N = np.zeros((3*n_ion, 3*n_ion)) #normal mode, unitless
for i in range(3*n_ion):
N[i] = U[i]/np.linalg.norm(U[i])
The mode effective charge vectors, the charge associated with each normal modes can be calculated by matrix multiplication of the Born effective charge tensor \(Z^\ast_{k,\alpha,\beta}\) reshaped to \(Z^\ast_{\alpha,k\beta}\) and the normal mode vectors. (eq. (53) in GL)
NMC = np.zeros((3*n_ion, 3)) #normal mode charge
#reshape BEC tensor to 3x15 matrix
BEC_reshape = np.zeros((3, 3*n_ion))
for i in range(n_ion):
BEC_reshape[:,3*i:3*i+3] = BEC[i]
for i in range(3*n_ion):
NMC[i] = BEC_reshape @ N[i]
The mode oscillator strength tensors can be calculated from matrix multiplication of \(U\) and reshaped Born effective charge tensor. They have units of C\(^2\)/kg in SI. (eq. (54) in GL)

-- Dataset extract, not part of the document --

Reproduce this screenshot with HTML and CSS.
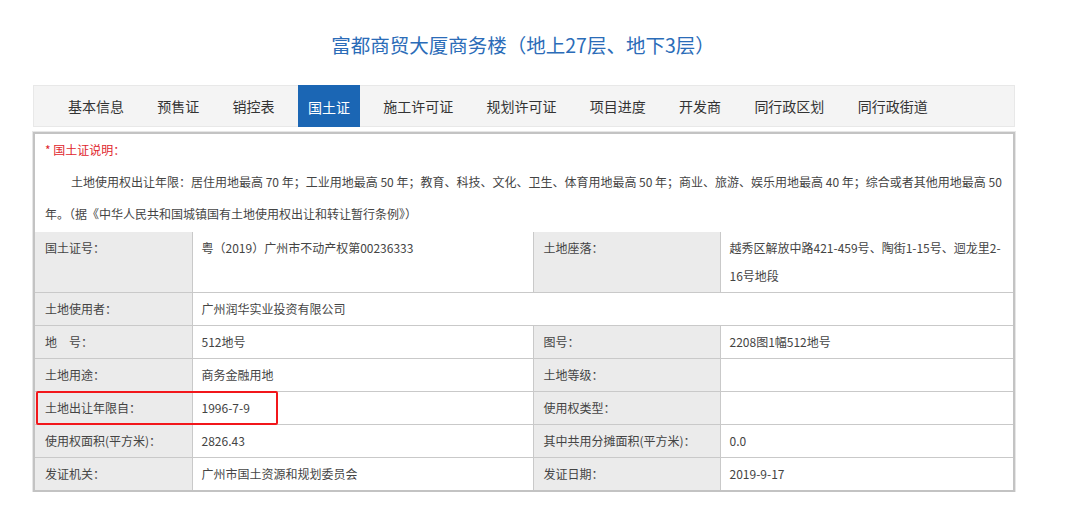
FILE: index.html
```html
<!DOCTYPE html>
<html lang="zh-CN">
<head>
<meta charset="utf-8">
<title>富都商贸大厦商务楼</title>
<link rel="stylesheet" href="styles.css">
</head>
<body>
<div class="page">
  <h1 class="title">富都商贸大厦商务楼（地上27层、地下3层）</h1>
  <nav class="tabs">
    <a class="tab">基本信息</a>
    <a class="tab">预售证</a>
    <a class="tab">销控表</a>
    <a class="tab active">国土证</a>
    <a class="tab">施工许可证</a>
    <a class="tab">规划许可证</a>
    <a class="tab">项目进度</a>
    <a class="tab">开发商</a>
    <a class="tab">同行政区划</a>
    <a class="tab">同行政街道</a>
  </nav>
  <section class="panel">
    <div class="note">
      <div class="note-title">* 国土证说明：</div>
      <p class="note-text">土地使用权出让年限：居住用地最高 70 年；工业用地最高 50 年；教育、科技、文化、卫生、体育用地最高 50 年；商业、旅游、娱乐用地最高 40 年；综合或者其他用地最高 50 年。（据《中华人民共和国城镇国有土地使用权出让和转让暂行条例》）</p>
    </div>
    <table class="info">
      <colgroup>
        <col class="c1"><col class="c2"><col class="c3"><col class="c4">
      </colgroup>
      <tr class="tall">
        <td class="label">国土证号：</td>
        <td>粤（2019）广州市不动产权第00236333</td>
        <td class="label">土地座落：</td>
        <td>越秀区解放中路421-459号、陶街1-15号、迴龙里2-<br>16号地段</td>
      </tr>
      <tr>
        <td class="label">土地使用者：</td>
        <td colspan="3">广州润华实业投资有限公司</td>
      </tr>
      <tr>
        <td class="label">地&emsp;号：</td>
        <td>512地号</td>
        <td class="label">图号：</td>
        <td>2208图1幅512地号</td>
      </tr>
      <tr>
        <td class="label">土地用途：</td>
        <td>商务金融用地</td>
        <td class="label">土地等级：</td>
        <td></td>
      </tr>
      <tr>
        <td class="label hl-cell">土地出让年限自：<span class="highlight"></span></td>
        <td>1996-7-9</td>
        <td class="label">使用权类型：</td>
        <td></td>
      </tr>
      <tr>
        <td class="label">使用权面积(平方米)：</td>
        <td>2826.43</td>
        <td class="label">其中共用分摊面积(平方米)：</td>
        <td>0.0</td>
      </tr>
      <tr>
        <td class="label">发证机关：</td>
        <td>广州市国土资源和规划委员会</td>
        <td class="label">发证日期：</td>
        <td>2019-9-17</td>
      </tr>
    </table>
  </section>
</div>
</body>
</html>
```

FILE: styles.css
```css
* { box-sizing: border-box; }
html, body {
  margin: 0;
  padding: 0;
  background: #ffffff;
  font-family: "Noto Sans CJK SC", "Noto Sans", sans-serif;
  color: #444;
}
.page {
  width: 982px;
  margin-left: 33px;
  padding-top: 30px;
}
.title {
  margin: 0;
  padding-right: 2px;
  text-align: center;
  font-size: 19.5px;
  font-weight: normal;
  line-height: 30px;
  color: #2b6cb8;
}
.tabs {
  margin-top: 25px;
  height: 42px;
  background: #f4f4f4;
  border: 1px solid #e8e8e8;
  display: flex;
  align-items: flex-start;
  gap: 13.3px;
  padding-left: 24px;
}
.tab {
  display: block;
  padding: 0 10px;
  height: 40px;
  line-height: 40px;
  font-size: 14px;
  color: #333;
  white-space: nowrap;
}
.tab.active {
  background: #1b66b4;
  color: #fff;
  height: 42px;
  margin-top: -1px;
  line-height: 42px;
  padding-top: 1px;
}
.panel {
  margin-top: 5px;
  border: 2px solid #c3c3c3;
  box-shadow: 0 0 0 1px #e6e6e6;
}
.note {
  padding: 0 10px 2px;
  font-size: 12px;
  line-height: 32px;
}
.note-title {
  color: #e0262d;
}
.note-text {
  margin: 0;
  text-indent: 26px;
  color: #444;
}
.info {
  width: 100%;
  border-collapse: collapse;
  table-layout: fixed;
  border-style: hidden;
  font-size: 12px;
}
.c1 { width: 157px; }
.c2 { width: 341px; }
.c3 { width: 187px; }
.c4 { width: auto; }
.info td {
  border: 1px solid #c9c9c9;
  padding: 2px 9px;
  line-height: 28px;
  vertical-align: top;
  color: #444;
  background: #fff;
}
.info td.label {
  background: #ebebeb;
  padding-left: 10px;
  white-space: nowrap;
}
.hl-cell {
  position: relative;
}
.highlight {
  position: absolute;
  left: 1px;
  top: -1px;
  width: 242px;
  height: 34px;
  border: 2.5px solid #f2171b;
  border-radius: 2px;
  pointer-events: none;
}
```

MOS = np.zeros((3*n_ion, 3, 3)) #Mode oscilator strength, C^2/kg
for m in range(3*n_ion):
a = U[m] @ (BEC_reshape.T*e_charge)
a = np.reshape(a, (1,3))
MOS[m] = a.T @ a
Finally, frequency-dependent permittivity can be calculated using the mode oscillator strength tensors. Ionic contribution corresponds to:
$$ \epsilon^{\mathrm{ion}} = \epsilon(w=0) - \epsilon^\infty $$
But it is important to note that eq. (55) in GL is in Gaussian units, which we need to convert to SI. While not apparent in the equation, it is evident from the units of mode oscilator strength and eq. (54) that it contains 2nd order charge term. Converting equations of Gaussian units to SI can be quite confusing, but as long as you identify every component of your equation you can convert it by substituting quantities using the replacement table (Table 2A). From eq. (55), in SI units:
$$ \epsilon^{\mathrm{ion}} = \frac{1}{\Omega_0 \epsilon_0} \sum_{m} \frac{S_{m,\alpha\beta}}{w_m^2} $$
ICP = np.zeros((3,3)) #ionic contribution to permittivity
for m in range(3*n_ion):
ICP += 1/(volume*vac_per)*MOS[m]/(float(eigenvalues[m]**2))
There's also a way to calculate the ionic contribution to permittivity using normal mode charges, but it's not implemented here.
From the above equation, you can infer that the small errors in the acoustic mode leads to large errors in the ionic contribution to permittivity. So you have to manually set the normal mode charges and mode oscillation strengths to zero for acoustic mode.
#zero out the error
NMC[np.abs(NMC) < zero_NMC] = 0
#zero out the error
MOS[np.abs(MOS) < zero_MOS] = 0
#zero out the error
ICP[np.abs(ICP) < zero_ICP] = 0
The zero criterion for each values is read as input. You can first set it to 0 to check your values for the acoustic mode, and then choose a criterion that's higher than those values.
As an example, ionic permittivity of P4/mmm SrTiO\(_3\) at -2% epitaxial strain is calculated as following using LEPSILON tag in VASP:
MACROSCOPIC STATIC DIELECTRIC TENSOR IONIC CONTRIBUTION
-------------------------------------
286.533 -0.000 0.000
-0.000 286.532 0.000
0.000 0.000 3.220
-------------------------------------
If you use the python script to calculate it properly, you get permittivity_ionic.dat:
286.54 0 0
0 286.54 0
0 0 -202.36
You can confirm that for the directions without imaginary phonon, the ionic contribution is calculated properly but not for the direction with imaginary phonon.